Timber workers rallied at Mount Gambier after walking off the job for 24 hours in the south-east of South Australia. The dispute affected five Carter Holt Harvey sites and involved about 700 employees. Sources: ABC News, The Australian

Union organiser Brad Coates said they wanted to give a message to Forestry SA that log prices are unsustainably high in the current market.

“With the high Australian dollar, increased overseas imports and the contraction of the housing market here in Australia … if we don’t get some relief on log prices we will be facing job losses not just here in the south-east but right across the country,” he said.

“Our intention is not to hurt industry, our intention is not to hurt Carter Holt Harvey in any way – our whole intention is to send a clear message to the Government that we are serious and this is the start of a campaign to achieve what we want, which is job security at the end of the day.

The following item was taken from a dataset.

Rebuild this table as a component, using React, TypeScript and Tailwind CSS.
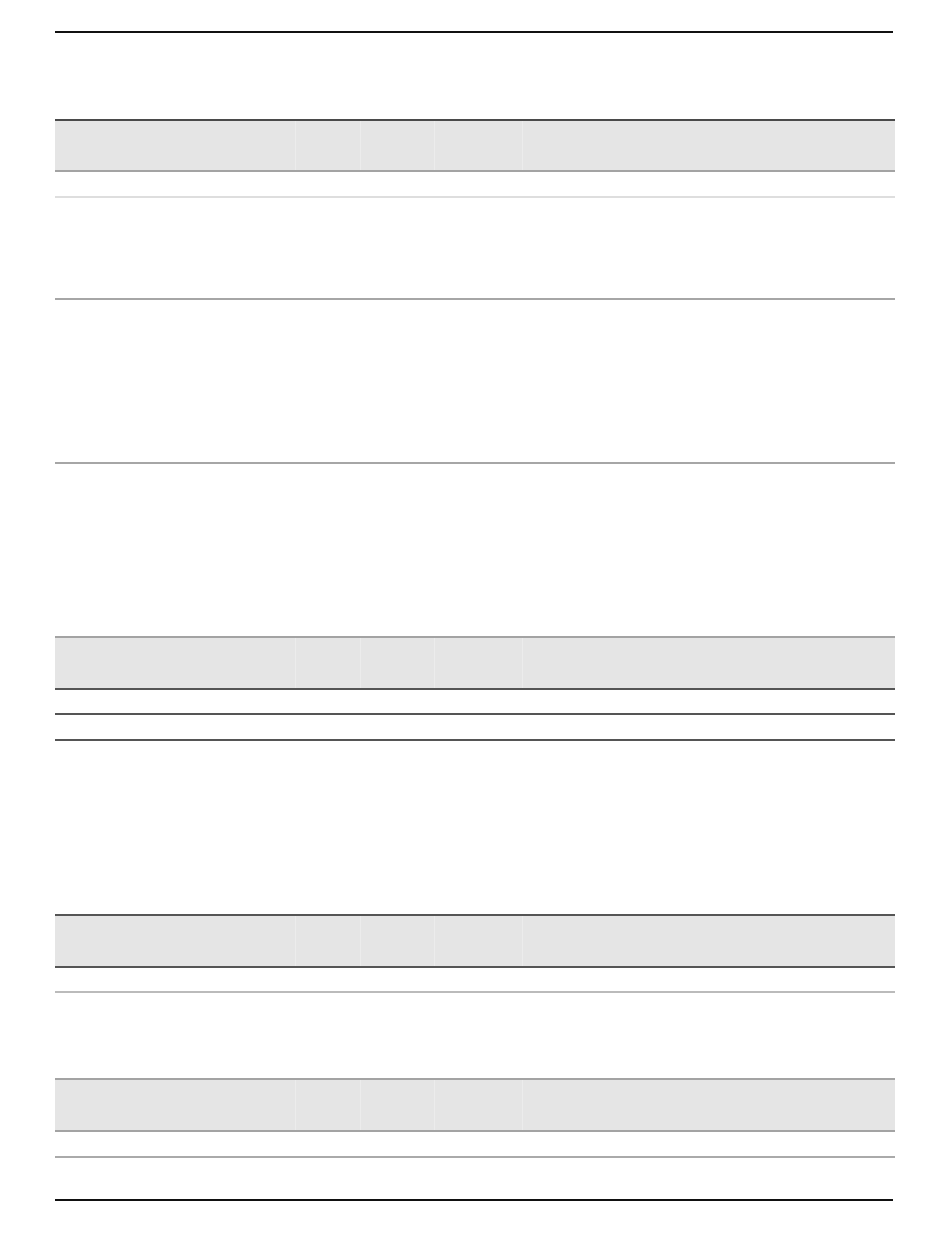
import { FC } from "react";

type Row = { h: string; line: string };

type TableProps = {
  mt: string;
  head: string;
  top: string;
  bottom: string;
  rows: Row[];
};

// empty header with column dividers, then blank body rows
const BlankTable: FC<TableProps> = ({ mt, head, top, bottom, rows }) => {
  return (
    <div className={`w-[840px] ${mt}`}>
      <div
        className={`grid grid-cols-[240px_65px_74px_88px_1fr] border-t-2 border-b-2 bg-[#e5e5e5] ${head} ${top} ${bottom}`}
      >
        <div />
        <div className="border-l border-[#ececec]" />
        <div className="border-l border-[#ececec]" />
        <div className="border-l border-[#ececec]" />
        <div className="border-l border-[#ececec]" />
      </div>
      {rows.map((r, i) => (
        <div key={i} className={`border-b-2 ${r.h} ${r.line}`} />
      ))}
    </div>
  );
};

export default function App() {
  return (
    <div className="min-h-[1260px] w-[950px] bg-white pl-[55px] pt-[31px] font-['Liberation_Sans',sans-serif]">
      <div className="h-[2px] w-[838px] bg-[#111111]" />

      <BlankTable
        mt="mt-[86px]"
        head="h-[53px]"
        top="border-t-[#4a4a4a]"
        bottom="border-b-[#a3a3a3]"
        rows={[
          { h: "h-[26px]", line: "border-[#dedede]" },
          { h: "h-[102px]", line: "border-[#a6a6a6]" },
          { h: "h-[164px]", line: "border-[#a6a6a6]" },
        ]}
      />

      <BlankTable
        mt="mt-[172px]"
        head="h-[54px]"
        top="border-t-[#a3a3a3]"
        bottom="border-b-[#555555]"
        rows={[
          { h: "h-[25px]", line: "border-[#555555]" },
          { h: "h-[26px]", line: "border-[#555555]" },
        ]}
      />

      <BlankTable
        mt="mt-[173px]"
        head="h-[54px]"
        top="border-t-[#555555]"
        bottom="border-b-[#555555]"
        rows={[{ h: "h-[25px]", line: "border-[#bbbbbb]" }]}
      />

      <BlankTable
        mt="mt-[85px]"
        head="h-[54px]"
        top="border-t-[#a3a3a3]"
        bottom="border-b-[#a3a3a3]"
        rows={[{ h: "h-[26px]", line: "border-[#aaaaaa]" }]}
      />

      <div className="mt-[41px] h-[2px] w-[838px] bg-[#111111]" />
    </div>
  );
}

Coates said the government should bow to Carter Holt Harvey’s demands because it would be less of a burden to taxpayers than a bailout package.

Timber workers such as Mick Spong said the mock coffin strikers left at the locked doors of Forestry SA’s premises summed up the future unless the Government did more to help.

SA Treasurer Jack Snelling said the Government cannot and will not interfere in private contracts between Carter Holt Harvey and Forestry SA.

“If we were to interfere with those contracts that would have massive implications for the entire timber milling industry in the south-east, potentially putting at risk other jobs in other timber mills,” he said.

“I just simply won’t do that, but what we can do is to provide assistance to Carter Holt Harvey and that’s the basis of the package that we put to Carter Holt Harvey a week or so ago.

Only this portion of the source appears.